PROBLEM STATEMENT
Start at the line holding "Convert this screenshot to Vue 3 code.", stop at the line holding "const activeNav = ref(1);", and repeat those lines exactly, both ends included; skip the pictures.

_____

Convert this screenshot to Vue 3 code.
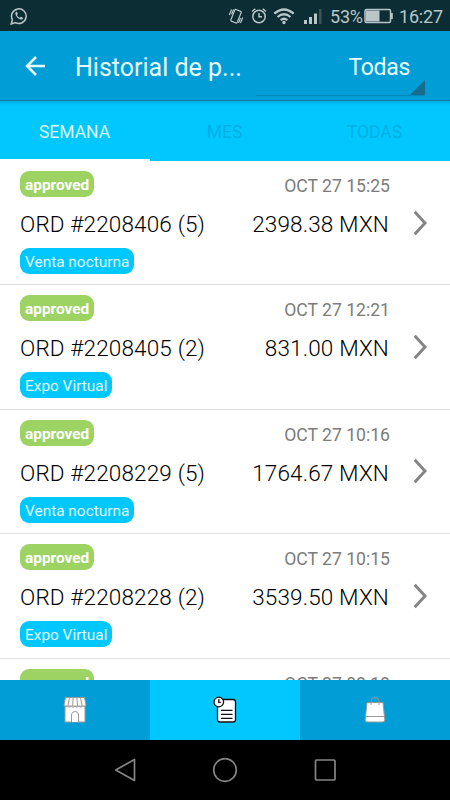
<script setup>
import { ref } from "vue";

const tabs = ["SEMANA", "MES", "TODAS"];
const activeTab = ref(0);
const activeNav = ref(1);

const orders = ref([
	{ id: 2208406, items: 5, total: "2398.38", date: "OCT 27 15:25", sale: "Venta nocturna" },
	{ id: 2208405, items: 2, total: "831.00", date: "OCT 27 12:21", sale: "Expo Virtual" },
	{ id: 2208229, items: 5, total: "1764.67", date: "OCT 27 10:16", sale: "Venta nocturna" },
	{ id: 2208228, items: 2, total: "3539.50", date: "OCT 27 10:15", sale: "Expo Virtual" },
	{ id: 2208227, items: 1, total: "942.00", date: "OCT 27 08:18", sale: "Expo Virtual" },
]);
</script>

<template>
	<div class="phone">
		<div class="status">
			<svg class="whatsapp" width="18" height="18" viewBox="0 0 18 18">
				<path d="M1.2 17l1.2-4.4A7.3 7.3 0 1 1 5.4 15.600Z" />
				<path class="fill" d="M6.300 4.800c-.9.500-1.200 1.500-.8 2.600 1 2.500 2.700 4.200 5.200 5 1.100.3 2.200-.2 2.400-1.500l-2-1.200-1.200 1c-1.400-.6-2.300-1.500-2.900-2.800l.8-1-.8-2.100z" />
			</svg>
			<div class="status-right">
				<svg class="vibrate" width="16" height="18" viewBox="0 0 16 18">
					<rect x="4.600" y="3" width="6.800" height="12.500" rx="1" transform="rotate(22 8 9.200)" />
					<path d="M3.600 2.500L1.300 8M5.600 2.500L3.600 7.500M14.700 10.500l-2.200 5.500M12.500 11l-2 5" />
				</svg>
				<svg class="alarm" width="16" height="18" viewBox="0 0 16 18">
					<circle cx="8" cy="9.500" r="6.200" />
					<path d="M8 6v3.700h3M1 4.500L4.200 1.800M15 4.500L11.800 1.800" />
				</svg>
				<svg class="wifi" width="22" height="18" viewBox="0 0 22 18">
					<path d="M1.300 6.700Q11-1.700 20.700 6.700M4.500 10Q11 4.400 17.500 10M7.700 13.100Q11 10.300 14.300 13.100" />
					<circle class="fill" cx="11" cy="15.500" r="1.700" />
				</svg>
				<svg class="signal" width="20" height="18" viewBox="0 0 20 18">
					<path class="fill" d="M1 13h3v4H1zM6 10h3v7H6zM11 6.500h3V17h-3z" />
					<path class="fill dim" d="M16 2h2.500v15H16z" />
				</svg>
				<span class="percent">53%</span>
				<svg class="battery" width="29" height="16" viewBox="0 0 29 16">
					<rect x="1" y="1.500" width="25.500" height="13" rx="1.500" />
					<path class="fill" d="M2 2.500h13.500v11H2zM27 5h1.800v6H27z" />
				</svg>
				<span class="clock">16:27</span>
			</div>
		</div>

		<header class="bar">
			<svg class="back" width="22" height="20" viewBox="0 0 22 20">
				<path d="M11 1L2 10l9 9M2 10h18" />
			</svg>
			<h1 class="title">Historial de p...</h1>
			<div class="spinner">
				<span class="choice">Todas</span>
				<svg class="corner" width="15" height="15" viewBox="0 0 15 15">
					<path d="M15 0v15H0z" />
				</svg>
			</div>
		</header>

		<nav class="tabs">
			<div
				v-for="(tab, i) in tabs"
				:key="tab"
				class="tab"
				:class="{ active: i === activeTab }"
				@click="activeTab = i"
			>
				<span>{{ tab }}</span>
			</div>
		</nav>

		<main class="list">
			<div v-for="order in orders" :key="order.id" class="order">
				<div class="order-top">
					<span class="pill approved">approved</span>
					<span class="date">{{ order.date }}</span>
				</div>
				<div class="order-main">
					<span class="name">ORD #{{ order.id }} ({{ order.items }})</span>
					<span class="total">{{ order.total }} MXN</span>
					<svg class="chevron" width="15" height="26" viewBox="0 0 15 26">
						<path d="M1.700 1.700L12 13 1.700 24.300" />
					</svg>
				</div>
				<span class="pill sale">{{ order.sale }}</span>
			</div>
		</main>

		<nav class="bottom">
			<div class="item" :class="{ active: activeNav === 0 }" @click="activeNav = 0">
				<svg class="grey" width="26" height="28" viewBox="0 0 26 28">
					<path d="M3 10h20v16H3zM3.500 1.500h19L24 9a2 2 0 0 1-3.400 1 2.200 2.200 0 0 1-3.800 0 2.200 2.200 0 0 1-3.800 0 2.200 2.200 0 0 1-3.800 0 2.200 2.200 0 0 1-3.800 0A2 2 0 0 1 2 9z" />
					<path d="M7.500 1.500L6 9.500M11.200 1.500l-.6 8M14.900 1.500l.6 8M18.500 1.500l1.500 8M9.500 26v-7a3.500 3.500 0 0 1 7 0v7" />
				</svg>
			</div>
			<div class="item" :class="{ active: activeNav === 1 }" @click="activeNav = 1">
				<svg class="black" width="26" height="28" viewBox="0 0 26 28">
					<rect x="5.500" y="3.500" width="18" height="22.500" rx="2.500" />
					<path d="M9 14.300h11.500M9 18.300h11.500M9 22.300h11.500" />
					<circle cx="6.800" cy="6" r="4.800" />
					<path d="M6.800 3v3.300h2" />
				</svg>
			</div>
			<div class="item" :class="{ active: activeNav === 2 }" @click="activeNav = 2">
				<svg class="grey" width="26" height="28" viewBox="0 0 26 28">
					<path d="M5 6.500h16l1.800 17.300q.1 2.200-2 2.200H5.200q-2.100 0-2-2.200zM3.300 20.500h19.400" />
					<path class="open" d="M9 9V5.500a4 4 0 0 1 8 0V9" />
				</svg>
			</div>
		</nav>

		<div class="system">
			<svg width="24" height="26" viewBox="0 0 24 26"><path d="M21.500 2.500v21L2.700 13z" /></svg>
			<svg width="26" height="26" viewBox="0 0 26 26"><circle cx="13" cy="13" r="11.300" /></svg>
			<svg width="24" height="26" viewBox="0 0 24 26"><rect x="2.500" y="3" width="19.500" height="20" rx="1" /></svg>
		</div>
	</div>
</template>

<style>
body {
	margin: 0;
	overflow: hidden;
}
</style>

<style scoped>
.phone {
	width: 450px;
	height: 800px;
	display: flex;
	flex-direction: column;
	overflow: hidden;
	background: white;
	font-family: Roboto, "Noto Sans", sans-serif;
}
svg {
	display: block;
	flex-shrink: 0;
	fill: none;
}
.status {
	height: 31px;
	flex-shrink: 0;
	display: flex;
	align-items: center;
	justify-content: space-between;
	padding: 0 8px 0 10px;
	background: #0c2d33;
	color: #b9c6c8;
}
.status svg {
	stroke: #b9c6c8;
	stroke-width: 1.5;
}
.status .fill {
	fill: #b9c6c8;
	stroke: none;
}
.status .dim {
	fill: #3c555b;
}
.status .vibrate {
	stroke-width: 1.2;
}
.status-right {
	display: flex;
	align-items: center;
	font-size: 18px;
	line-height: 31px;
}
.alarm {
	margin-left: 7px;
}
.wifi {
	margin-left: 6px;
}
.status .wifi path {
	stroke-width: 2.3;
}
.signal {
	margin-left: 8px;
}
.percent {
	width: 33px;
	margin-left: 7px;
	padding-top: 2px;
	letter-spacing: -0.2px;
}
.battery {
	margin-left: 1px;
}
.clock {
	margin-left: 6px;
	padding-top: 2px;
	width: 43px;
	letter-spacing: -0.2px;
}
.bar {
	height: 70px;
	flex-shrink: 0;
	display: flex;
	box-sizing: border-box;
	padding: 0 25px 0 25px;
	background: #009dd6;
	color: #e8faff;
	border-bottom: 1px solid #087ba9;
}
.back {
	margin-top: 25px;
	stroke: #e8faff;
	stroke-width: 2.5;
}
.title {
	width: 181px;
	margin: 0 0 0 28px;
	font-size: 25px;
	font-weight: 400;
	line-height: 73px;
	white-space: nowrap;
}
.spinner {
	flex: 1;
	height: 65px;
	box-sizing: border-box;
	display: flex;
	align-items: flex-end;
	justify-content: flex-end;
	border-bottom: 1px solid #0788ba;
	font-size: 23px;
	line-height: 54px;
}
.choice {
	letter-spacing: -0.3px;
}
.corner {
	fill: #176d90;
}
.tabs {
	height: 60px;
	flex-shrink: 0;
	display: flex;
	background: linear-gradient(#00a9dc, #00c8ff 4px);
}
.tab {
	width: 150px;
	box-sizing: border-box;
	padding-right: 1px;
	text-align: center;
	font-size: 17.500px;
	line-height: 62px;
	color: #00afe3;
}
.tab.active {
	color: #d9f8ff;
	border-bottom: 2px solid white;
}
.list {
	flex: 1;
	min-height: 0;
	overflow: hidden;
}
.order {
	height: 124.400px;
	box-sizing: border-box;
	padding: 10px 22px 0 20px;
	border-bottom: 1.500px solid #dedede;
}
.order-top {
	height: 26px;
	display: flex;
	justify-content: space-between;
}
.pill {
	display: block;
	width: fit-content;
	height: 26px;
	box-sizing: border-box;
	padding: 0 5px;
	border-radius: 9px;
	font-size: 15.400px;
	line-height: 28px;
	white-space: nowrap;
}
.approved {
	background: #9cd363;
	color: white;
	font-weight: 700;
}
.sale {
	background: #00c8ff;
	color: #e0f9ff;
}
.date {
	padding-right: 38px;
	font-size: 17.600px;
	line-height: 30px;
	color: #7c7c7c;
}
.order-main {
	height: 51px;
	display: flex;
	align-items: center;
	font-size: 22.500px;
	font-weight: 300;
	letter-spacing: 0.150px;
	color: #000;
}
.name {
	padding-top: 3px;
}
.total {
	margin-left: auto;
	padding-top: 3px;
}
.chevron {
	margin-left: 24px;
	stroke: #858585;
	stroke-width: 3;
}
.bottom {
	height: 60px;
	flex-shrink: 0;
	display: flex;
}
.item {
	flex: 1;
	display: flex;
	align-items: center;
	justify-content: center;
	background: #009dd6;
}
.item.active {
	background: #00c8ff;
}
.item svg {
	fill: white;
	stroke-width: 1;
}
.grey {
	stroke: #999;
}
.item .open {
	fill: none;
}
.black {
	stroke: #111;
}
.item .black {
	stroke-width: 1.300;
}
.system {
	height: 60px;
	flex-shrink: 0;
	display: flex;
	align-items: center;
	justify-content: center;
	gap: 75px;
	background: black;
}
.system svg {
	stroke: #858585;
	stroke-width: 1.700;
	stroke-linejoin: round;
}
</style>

_____

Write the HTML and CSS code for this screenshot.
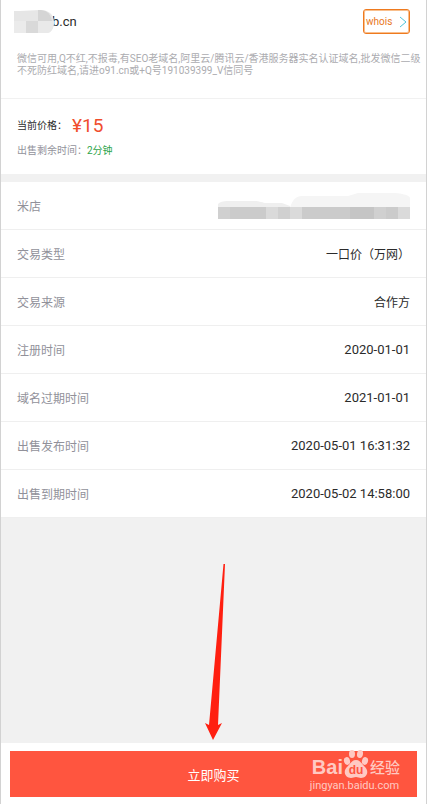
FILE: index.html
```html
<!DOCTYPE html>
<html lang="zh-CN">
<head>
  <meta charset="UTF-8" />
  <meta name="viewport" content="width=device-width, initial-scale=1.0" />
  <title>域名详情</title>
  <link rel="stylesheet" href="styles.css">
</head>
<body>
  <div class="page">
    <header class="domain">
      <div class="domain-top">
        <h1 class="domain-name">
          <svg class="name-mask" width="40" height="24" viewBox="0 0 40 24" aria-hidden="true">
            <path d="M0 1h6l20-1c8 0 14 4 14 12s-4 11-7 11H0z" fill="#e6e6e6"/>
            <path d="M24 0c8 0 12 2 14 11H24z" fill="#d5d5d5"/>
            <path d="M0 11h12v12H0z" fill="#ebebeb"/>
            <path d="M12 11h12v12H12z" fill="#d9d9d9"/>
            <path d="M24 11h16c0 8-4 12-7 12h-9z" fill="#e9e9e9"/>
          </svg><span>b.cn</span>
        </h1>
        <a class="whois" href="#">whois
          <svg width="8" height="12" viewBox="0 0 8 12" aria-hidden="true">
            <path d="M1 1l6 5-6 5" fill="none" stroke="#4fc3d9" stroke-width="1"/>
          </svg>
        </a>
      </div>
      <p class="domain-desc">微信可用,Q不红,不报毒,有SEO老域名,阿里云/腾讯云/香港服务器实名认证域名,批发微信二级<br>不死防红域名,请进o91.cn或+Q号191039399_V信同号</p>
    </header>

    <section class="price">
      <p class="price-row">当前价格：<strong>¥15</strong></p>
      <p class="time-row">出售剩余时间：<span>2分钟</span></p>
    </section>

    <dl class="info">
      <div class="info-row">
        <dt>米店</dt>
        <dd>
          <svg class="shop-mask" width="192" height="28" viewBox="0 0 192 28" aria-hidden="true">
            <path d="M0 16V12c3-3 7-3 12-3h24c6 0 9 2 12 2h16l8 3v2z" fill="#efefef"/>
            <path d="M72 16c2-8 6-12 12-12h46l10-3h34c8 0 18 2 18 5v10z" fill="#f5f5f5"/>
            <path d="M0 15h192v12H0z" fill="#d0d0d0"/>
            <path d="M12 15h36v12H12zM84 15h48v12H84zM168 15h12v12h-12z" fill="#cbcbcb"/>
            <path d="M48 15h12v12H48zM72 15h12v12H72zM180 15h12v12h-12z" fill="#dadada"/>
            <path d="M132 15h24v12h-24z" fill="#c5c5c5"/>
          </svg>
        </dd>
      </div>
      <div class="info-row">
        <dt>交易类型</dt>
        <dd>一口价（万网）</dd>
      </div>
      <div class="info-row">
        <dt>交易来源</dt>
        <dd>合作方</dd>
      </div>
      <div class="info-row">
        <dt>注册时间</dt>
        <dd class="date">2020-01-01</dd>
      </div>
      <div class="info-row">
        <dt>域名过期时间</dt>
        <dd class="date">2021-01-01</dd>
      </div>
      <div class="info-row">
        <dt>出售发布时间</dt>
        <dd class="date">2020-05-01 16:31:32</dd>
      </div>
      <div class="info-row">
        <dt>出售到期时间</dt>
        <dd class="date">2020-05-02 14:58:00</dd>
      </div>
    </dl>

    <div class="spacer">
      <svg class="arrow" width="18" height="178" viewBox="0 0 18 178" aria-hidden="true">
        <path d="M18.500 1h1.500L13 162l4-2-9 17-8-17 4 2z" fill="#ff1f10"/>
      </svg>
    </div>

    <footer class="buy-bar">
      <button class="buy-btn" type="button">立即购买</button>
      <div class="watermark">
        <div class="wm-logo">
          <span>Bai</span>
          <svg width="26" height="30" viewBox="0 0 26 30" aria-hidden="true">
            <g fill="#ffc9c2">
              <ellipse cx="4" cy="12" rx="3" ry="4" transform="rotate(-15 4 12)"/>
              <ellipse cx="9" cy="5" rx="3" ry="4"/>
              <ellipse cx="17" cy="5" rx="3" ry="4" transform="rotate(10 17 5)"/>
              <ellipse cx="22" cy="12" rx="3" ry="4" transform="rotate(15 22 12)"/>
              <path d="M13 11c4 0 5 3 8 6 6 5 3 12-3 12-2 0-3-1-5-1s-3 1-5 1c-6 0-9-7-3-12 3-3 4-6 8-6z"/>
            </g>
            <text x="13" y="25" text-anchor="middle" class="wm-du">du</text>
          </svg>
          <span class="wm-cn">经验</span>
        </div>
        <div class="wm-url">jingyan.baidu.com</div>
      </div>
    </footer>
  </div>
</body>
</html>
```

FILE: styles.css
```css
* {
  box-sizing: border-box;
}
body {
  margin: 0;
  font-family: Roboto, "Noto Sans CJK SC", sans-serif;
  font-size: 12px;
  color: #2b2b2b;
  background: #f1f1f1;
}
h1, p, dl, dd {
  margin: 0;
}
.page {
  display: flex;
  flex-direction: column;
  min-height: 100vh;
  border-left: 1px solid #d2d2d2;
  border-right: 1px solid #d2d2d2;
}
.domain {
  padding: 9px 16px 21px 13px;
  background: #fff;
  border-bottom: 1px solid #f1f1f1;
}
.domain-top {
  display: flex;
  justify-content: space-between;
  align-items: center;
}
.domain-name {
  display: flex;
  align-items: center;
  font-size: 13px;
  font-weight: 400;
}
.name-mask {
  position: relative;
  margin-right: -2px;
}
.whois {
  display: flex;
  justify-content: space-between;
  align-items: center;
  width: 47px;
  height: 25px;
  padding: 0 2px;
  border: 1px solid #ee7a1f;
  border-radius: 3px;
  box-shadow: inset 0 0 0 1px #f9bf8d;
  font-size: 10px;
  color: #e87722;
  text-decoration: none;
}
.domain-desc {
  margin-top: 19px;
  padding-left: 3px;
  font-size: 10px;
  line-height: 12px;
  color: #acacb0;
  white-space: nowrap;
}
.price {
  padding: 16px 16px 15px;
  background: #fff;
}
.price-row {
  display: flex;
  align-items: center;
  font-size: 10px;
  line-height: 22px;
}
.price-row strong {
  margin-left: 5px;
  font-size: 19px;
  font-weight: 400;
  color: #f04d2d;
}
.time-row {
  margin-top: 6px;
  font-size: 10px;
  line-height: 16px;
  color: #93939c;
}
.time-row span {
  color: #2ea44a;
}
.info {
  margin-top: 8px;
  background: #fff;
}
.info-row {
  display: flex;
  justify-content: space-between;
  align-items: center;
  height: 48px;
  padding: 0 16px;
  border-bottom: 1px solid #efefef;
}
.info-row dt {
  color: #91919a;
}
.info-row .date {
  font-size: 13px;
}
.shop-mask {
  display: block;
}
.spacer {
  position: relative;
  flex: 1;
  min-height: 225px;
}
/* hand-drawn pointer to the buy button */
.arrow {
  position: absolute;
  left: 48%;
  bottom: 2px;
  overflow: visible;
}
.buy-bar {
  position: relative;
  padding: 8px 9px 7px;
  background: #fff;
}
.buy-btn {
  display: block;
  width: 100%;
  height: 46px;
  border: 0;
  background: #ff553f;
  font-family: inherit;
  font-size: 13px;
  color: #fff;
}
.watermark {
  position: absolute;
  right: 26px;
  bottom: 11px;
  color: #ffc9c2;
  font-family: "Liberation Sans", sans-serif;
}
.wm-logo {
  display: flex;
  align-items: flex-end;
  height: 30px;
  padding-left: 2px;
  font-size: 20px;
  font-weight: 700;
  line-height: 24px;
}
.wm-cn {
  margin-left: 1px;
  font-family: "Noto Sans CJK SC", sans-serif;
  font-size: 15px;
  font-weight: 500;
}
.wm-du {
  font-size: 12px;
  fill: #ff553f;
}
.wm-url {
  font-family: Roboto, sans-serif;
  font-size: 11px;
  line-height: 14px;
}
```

_____

FINISHED EXERCISE
Convert this screenshot to Vue 3 code.
<script setup>
import { ref } from "vue";

const tabs = ["SEMANA", "MES", "TODAS"];
const activeTab = ref(0);
const activeNav = ref(1);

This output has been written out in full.